Short task ▸ Working from the top of the listing below, retype each line through the line containing "import clsx from 'clsx';", both included, with no pictures.

Collected data ▸
• • • •
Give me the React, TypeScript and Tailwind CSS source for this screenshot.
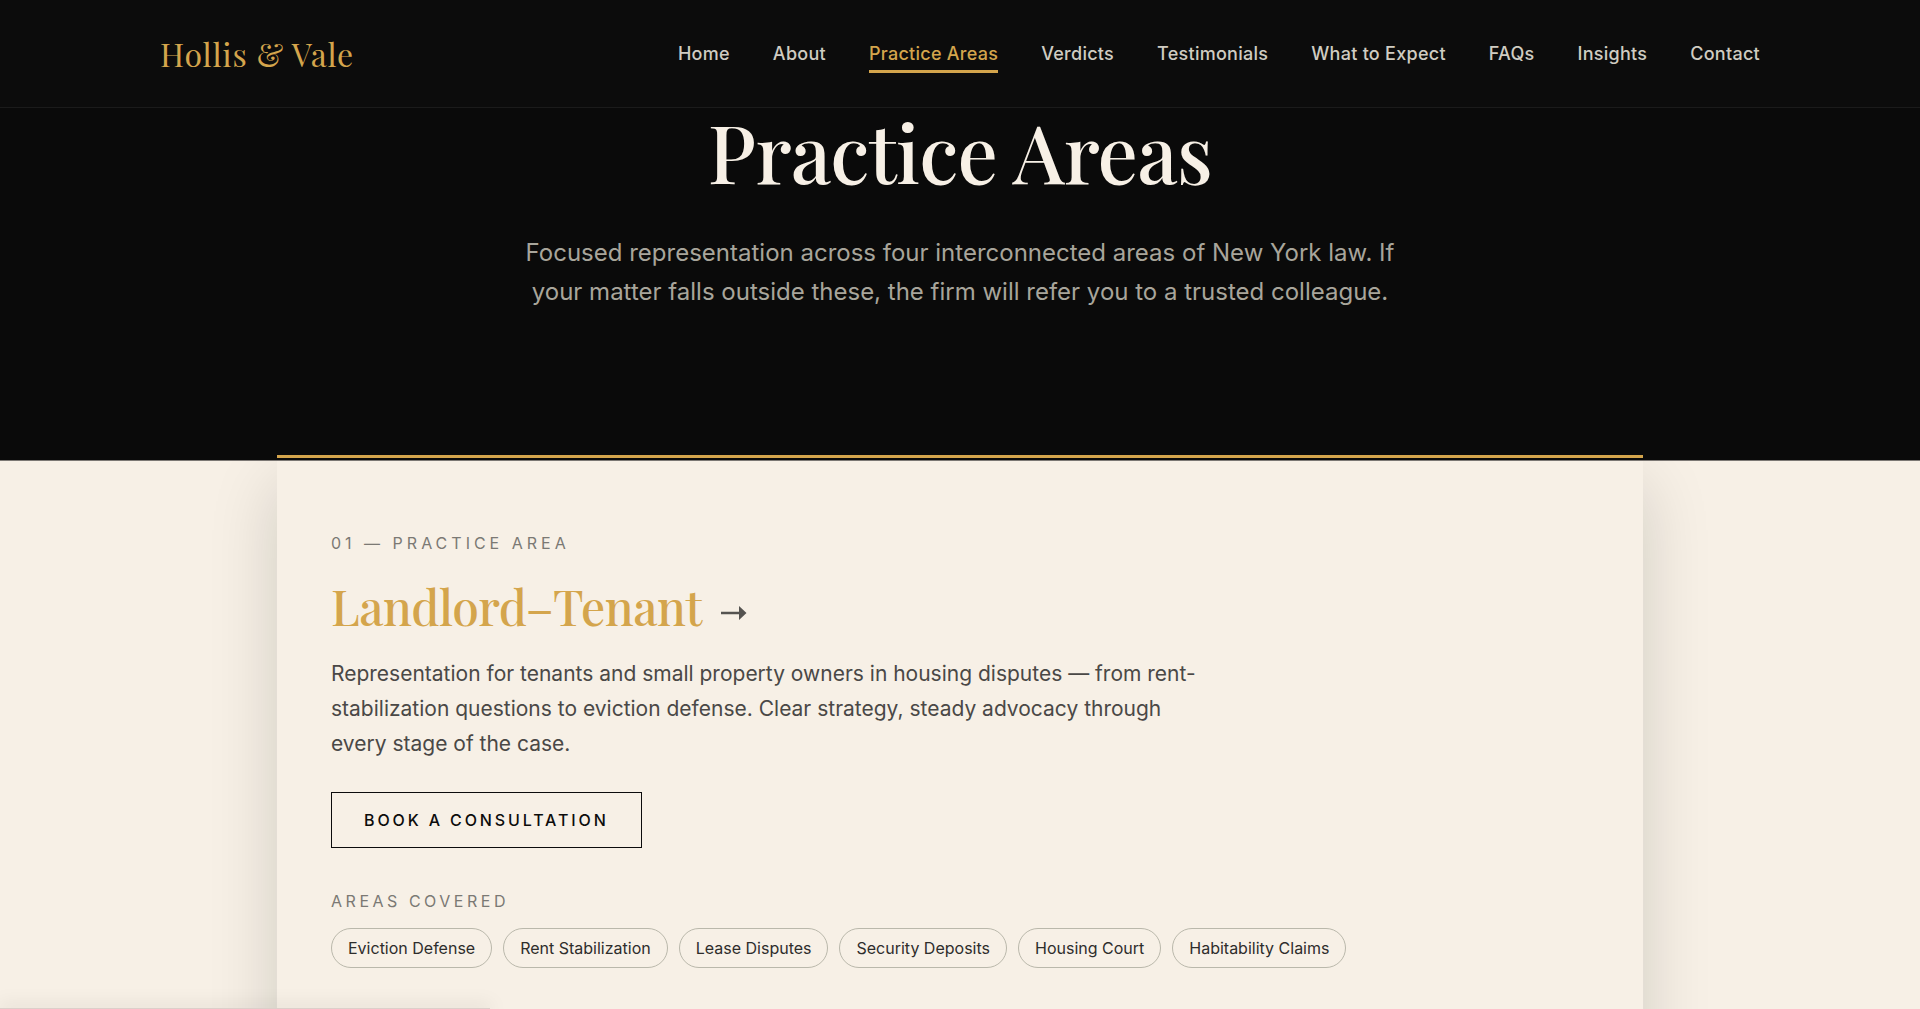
import React from 'react';
import clsx from 'clsx';

const navLinks = [
  { label: 'Home', href: '#home' },
  { label: 'About', href: '#about' },
  { label: 'Practice Areas', href: '#practice-areas' },
  { label: 'Verdicts', href: '#verdicts' },
  { label: 'Testimonials', href: '#testimonials' },
  { label: 'What to Expect', href: '#what-to-expect' },
  { label: 'FAQs', href: '#faqs' },
  { label: 'Insights', href: '#insights' },
  { label: 'Contact', href: '#contact' },
];

const landlordTenant = {
  number: '01',
  title: 'Landlord–Tenant',
  description:
    'Representation for tenants and small property owners in housing disputes — from rent-stabilization questions to eviction defense. Clear strategy, steady advocacy through every stage of the case.',
  areas: [
    'Eviction Defense',
    'Rent Stabilization',
    'Lease Disputes',
    'Security Deposits',
    'Housing Court',
    'Habitability Claims',
  ],
};

function Header() {
  return (
    <header className="border-b border-[#1b1b1b] bg-[#0c0c0c]">
      <div className="mx-auto flex h-[107px] max-w-[1600px] items-center justify-between">
        <a
          href="#home"
          className="font-['Playfair_Display',serif] text-[32px] leading-10 tracking-wide text-[#d4a54c]"
        >
          Hollis &amp; Vale
        </a>
        <nav className="flex items-center gap-[43px]">
          {navLinks.map((link) => {
            const active = link.label === 'Practice Areas';
            return (
              <a
                key={link.label}
                href={link.href}
                aria-current={active ? 'page' : undefined}
                className={clsx(
                  'border-b-3 pt-2 pb-1 text-lg leading-6 font-medium tracking-[0.015em] whitespace-nowrap',
                  active ? 'border-[#d4a54c] text-[#d4a54c]' : 'border-transparent text-[#d0ccc2]'
                )}
              >
                {link.label}
              </a>
            );
          })}
        </nav>
      </div>
    </header>
  );
}

function Hero() {
  return (
    <section className="border-b border-[#7c7874] bg-[#0a0a0a] px-6 pb-[149px] text-center">
      <h1 className="font-['Playfair_Display',serif] text-[80px] leading-[86px] font-medium tracking-[-0.01em] text-[#f7f0e6]">
        Practice Areas
      </h1>
      <p className="mx-auto mt-[39px] max-w-[896px] text-2xl leading-[39px] text-[#a8a59b]">
        Focused representation across four interconnected areas of New York law. If your matter falls
        outside these, the firm will refer you to a trusted colleague.
      </p>
    </section>
  );
}

function Arrow() {
  return (
    <svg width="26" height="14" viewBox="0 0 26 14" className="mt-3.5 text-[#555350]" aria-hidden="true">
      <path d="M0 5.800h18V0l7.500 7L18 14V8.200H0z" fill="currentColor" />
    </svg>
  );
}

function PracticeAreaCard({ area }: { area: typeof landlordTenant }) {
  return (
    <article className="relative mx-auto min-h-[720px] max-w-[1366px] bg-[#f7f0e6] px-[54px] pt-[70px] shadow-[0_24px_64px_rgba(10,20,10,0.16)]">
      <p className="text-base leading-6 tracking-[0.25em] text-[#7b7974] uppercase">
        {area.number} — Practice Area
      </p>
      <h2 className="mt-4">
        <a href="#landlord-tenant" className="flex items-center gap-[19px]">
          <span className="font-['Playfair_Display',serif] text-5xl leading-[70px] font-medium tracking-[-0.01em] text-[#d4a54c]">
            {area.title}
          </span>
          <Arrow />
        </a>
      </h2>
      <p className="mt-[15px] max-w-[880px] text-[21px] leading-[35px] text-[#4a4846]">{area.description}</p>
      <a
        href="#contact"
        className="mt-[31px] inline-flex h-14 items-center border border-[#0c0c0c] px-8 text-base leading-6 font-medium tracking-[0.18em] text-[#0c0c0c] uppercase"
      >
        Book a consultation
      </a>
      <h3 className="mt-[41px] text-base leading-6 tracking-[0.22em] text-[#7b7974] uppercase">Areas covered</h3>
      <ul className="mt-[15px] flex flex-wrap gap-[11px]">
        {area.areas.map((name) => (
          <li
            key={name}
            className="flex h-10 items-center rounded-full border border-[#bab8ab] px-4 text-base text-[#2e2d2c]"
          >
            {name}
          </li>
        ))}
      </ul>
    </article>
  );
}

export default function App() {
  return (
    <div className="h-screen overflow-hidden bg-[#f7f0e6] font-[Inter,sans-serif]">
      <Header />
      <main>
        <Hero />
        <section className="relative">
          {/* Gold rule over the top of the card */}
          <div className="absolute inset-x-0 -top-1.5 z-10 mx-auto h-[3px] max-w-[1366px] bg-[#d4a54c]" />
          <div className="overflow-hidden">
            <PracticeAreaCard area={landlordTenant} />
          </div>
        </section>
      </main>
      {/* Edge of the bottom-left notice */}
      <div className="fixed bottom-0 left-0 h-px w-[490px] bg-[#dccfca] shadow-[0_0_18px_1px_rgba(10,20,10,0.25)]" />
    </div>
  );
}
• • • •
Response below ▸
Give me the React, TypeScript and Tailwind CSS source for this screenshot.
import React from 'react';
import clsx from 'clsx';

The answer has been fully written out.